Toronto – Ontario is strengthening the industry-driven governing body responsible for promoting and modernizing skilled trades in the province.
The province, in partnership with the Ontario College of Trades, has accepted the recommendations made by former Secretary of Cabinet Tony Dean, in his report, Supporting a Strong and Sustainable Ontario College of Trades. Ontario will bring forward proposed legislative changes in the spring legislative session and will work closely with the College of Trades to implement Dean’s recommendations.

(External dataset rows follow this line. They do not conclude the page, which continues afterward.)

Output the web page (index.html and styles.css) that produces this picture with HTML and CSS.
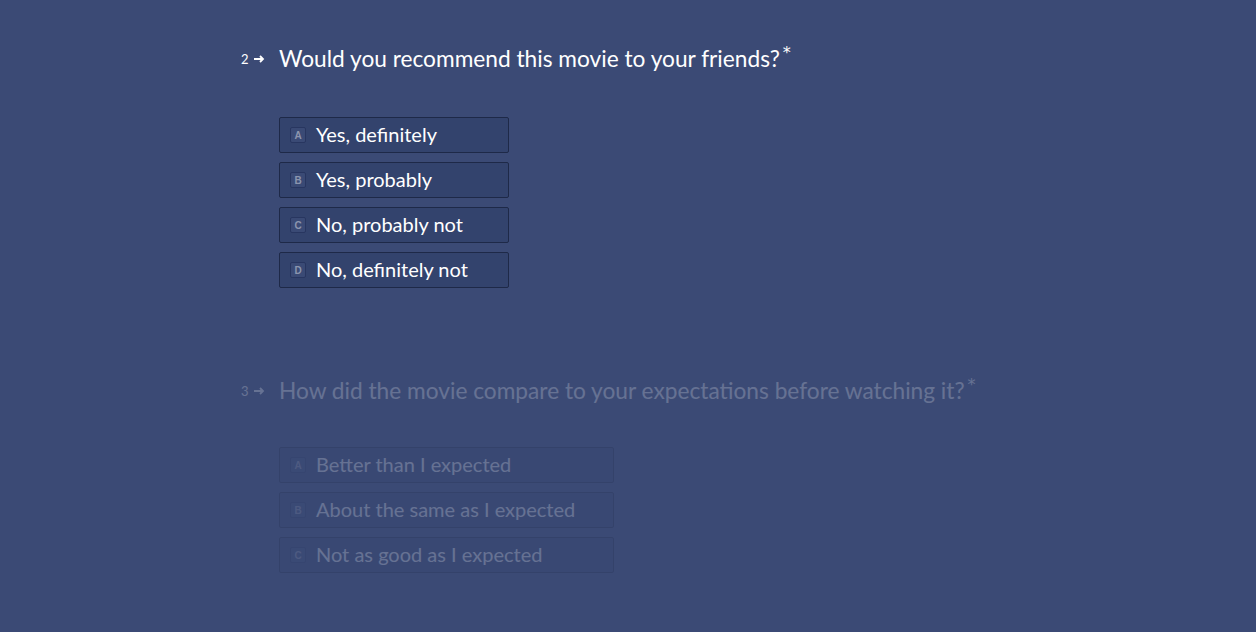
FILE: index.html
```html
<!DOCTYPE html>
<html>
<head>
<meta charset="utf-8">
<link rel="stylesheet" href="styles.css">
</head>
<body>
<main class="form">
  <section class="question">
    <div class="qnum"><span>2</span><svg class="arrow" width="11" height="8" viewBox="0 0 11 8"><path d="M0 4h8M6 1l3 3-3 3" fill="none" stroke="currentColor" stroke-width="1.8"/></svg></div>
    <div class="qbody">
      <h2 class="qtitle">Would you recommend this movie to your friends?<sup class="req">*</sup></h2>
      <div class="options narrow">
        <div class="option"><span class="key">A</span><span>Yes, definitely</span></div>
        <div class="option"><span class="key">B</span><span>Yes, probably</span></div>
        <div class="option"><span class="key">C</span><span>No, probably not</span></div>
        <div class="option"><span class="key">D</span><span>No, definitely not</span></div>
      </div>
    </div>
  </section>
  <section class="question faded">
    <div class="qnum"><span>3</span><svg class="arrow" width="11" height="8" viewBox="0 0 11 8"><path d="M0 4h8M6 1l3 3-3 3" fill="none" stroke="currentColor" stroke-width="1.8"/></svg></div>
    <div class="qbody">
      <h2 class="qtitle">How did the movie compare to your expectations before watching it?<sup class="req">*</sup></h2>
      <div class="options wide">
        <div class="option"><span class="key">A</span><span>Better than I expected</span></div>
        <div class="option"><span class="key">B</span><span>About the same as I expected</span></div>
        <div class="option"><span class="key">C</span><span>Not as good as I expected</span></div>
      </div>
    </div>
  </section>
</main>
</body>
</html>
```
FILE: styles.css
```css
html, body {
  margin: 0;
  padding: 0;
  background: #3b4a75;
  height: 100%;
  overflow: hidden;
}
body {
  font-family: Lato, "Open Sans", sans-serif;
  color: #ffffff;
}
.form {
  padding: 44px 0 0 241px;
  display: flex;
  flex-direction: column;
  gap: 88px;
}
.question {
  display: flex;
  align-items: flex-start;
}
.faded {
  opacity: 0.22;
}
.qnum {
  width: 38px;
  height: 30px;
  display: flex;
  align-items: center;
  gap: 5px;
  font-size: 13px;
}
.arrow {
  display: block;
}
.qtitle {
  margin: 0;
  font-weight: 400;
  font-size: 22.7px;
  line-height: 30px;
}
.req {
  font-family: "DejaVu Sans", sans-serif;
  font-weight: 400;
  font-size: 16px;
  line-height: 0;
  vertical-align: 9px;
  margin-left: 3px;
}
.options {
  margin-top: 43px;
  display: flex;
  flex-direction: column;
  gap: 9px;
}
.wide {
  margin-top: 41px;
}
.narrow .option { width: 230px; }
.wide .option { width: 335px; }
.option {
  box-sizing: border-box;
  height: 36px;
  display: flex;
  align-items: center;
  gap: 10px;
  padding: 0 0 2px 10px;
  background: #33436d;
  border: 1px solid #1e2948;
  border-radius: 2px;
  font-size: 20px;
}
.key {
  box-sizing: border-box;
  width: 16px;
  height: 16px;
  margin-top: 2px;
  display: flex;
  align-items: center;
  justify-content: center;
  font-family: "Liberation Sans", sans-serif;
  font-size: 10px;
  font-weight: 700;
  color: #8c95ae;
  background: #3a4a75;
  border: 1px solid #283660;
  border-radius: 2px;
}
```
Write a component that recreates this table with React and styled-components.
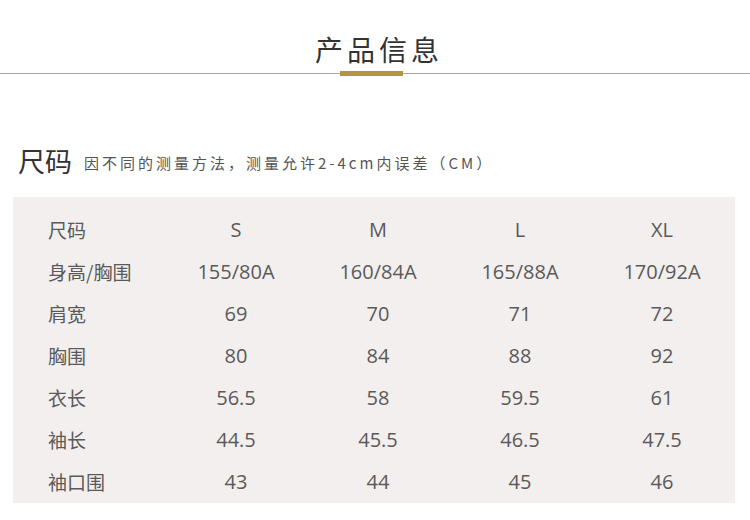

Dean’s recommendations would help improve the College’s processes and clarify its mandate by:
– Supporting the existing Trade Boards to update and bring consistency to all trades’ scopes of practice
– Reviewing how trades are classified through establishment of an independent and evidence-based process that will use risk of harm as a key criterion
– Establishing clearer and more concise criteria on how journeyperson-to-apprentice ratios are determined
– Developing an enforcement and compliance committee and appeal process to resolve potential conflicts earlier, as well as ensure enforcement activities are consistently carried out with safety and the public interest in mind.
The report follows a year-long review that included consultations with several hundred tradespeople, employers and industry and trade boards representing more than 70 trades.
The Ontario College of Trades officially opened for membership on April 8, 2013 and provides members with benefits such as recognition as a skilled-trades professional, enforcement of trade regulations, and a mechanism to ensure public safety through a discipline and complaints process.
There are 237,000 active members in the Ontario College of Trades in more than 150 apprenticeable trades, including the industrial, construction, motive power and service sectors.
Ontario is investing more than $176 million to support apprenticeships in 2015-2016.